Of course, there's flaws:
-The integrated subway-commuter rail makes it hard to figure out simple things like "inbound" vs "outbound" while in the subway. The destination sign will show places sometimes a whole city away from Tokyo [the (F)ukutoshin line for example through routes to the Tokyo Toyoko commuter Line which through routes to the Yokohama subway Minato Mirai Line].
-The subway integration means you will almost always get a train labelled for a railroad you've never heard of / weren't planning on travelling on. If you're on the (F)ukutoshin line you will see Tokyu, Yokohama Subway, and Tokyo Metro trains. The (A)sakusa line you'll see Keikyu, Keisei, and Toei subway cars. The Han(Z)omon line has Tokyu and Tobu trains in addition to Tokyo Metro. Great for railfanning but confusing to newbies.

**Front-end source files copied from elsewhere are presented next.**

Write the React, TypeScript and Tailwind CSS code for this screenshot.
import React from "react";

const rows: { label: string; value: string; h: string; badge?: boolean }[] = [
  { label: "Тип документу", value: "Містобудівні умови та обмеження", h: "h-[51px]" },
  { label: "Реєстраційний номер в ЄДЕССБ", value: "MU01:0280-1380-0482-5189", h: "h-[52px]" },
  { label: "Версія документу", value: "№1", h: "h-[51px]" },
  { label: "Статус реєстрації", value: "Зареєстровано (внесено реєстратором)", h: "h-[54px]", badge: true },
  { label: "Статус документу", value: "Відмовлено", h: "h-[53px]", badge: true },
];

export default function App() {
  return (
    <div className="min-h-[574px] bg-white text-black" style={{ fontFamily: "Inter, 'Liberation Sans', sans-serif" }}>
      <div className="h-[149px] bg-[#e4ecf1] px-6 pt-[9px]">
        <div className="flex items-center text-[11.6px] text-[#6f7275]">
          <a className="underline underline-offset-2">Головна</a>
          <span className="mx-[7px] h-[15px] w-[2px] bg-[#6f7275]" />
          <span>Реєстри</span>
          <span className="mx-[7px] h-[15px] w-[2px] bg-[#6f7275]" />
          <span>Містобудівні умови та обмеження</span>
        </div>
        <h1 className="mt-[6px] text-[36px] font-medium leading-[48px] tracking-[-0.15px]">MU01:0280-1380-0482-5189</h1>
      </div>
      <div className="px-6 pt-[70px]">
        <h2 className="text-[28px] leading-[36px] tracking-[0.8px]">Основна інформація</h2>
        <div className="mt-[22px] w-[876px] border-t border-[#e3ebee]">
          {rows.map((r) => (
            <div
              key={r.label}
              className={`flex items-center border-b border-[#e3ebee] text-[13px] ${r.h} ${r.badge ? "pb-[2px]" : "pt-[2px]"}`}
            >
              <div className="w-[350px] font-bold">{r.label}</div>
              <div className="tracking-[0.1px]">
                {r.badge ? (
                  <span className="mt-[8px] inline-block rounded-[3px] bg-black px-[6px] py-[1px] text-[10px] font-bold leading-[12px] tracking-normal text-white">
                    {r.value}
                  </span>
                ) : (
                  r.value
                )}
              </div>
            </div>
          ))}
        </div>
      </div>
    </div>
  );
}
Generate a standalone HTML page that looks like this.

-The overcrowding and corresponding need for women-only cars, which is a confusing concept. They are only restricted for a few hours a day in certain sections, but those hours are not intuitive. For example one is AM rush hour and after 10:30 PM only. Easiest thing to do is make sure there's a large number of dudes in the car if you intend to board one labelled "women only". I say that because children and elderly are exempt, need dudes who are not at the ends of the age spectrum.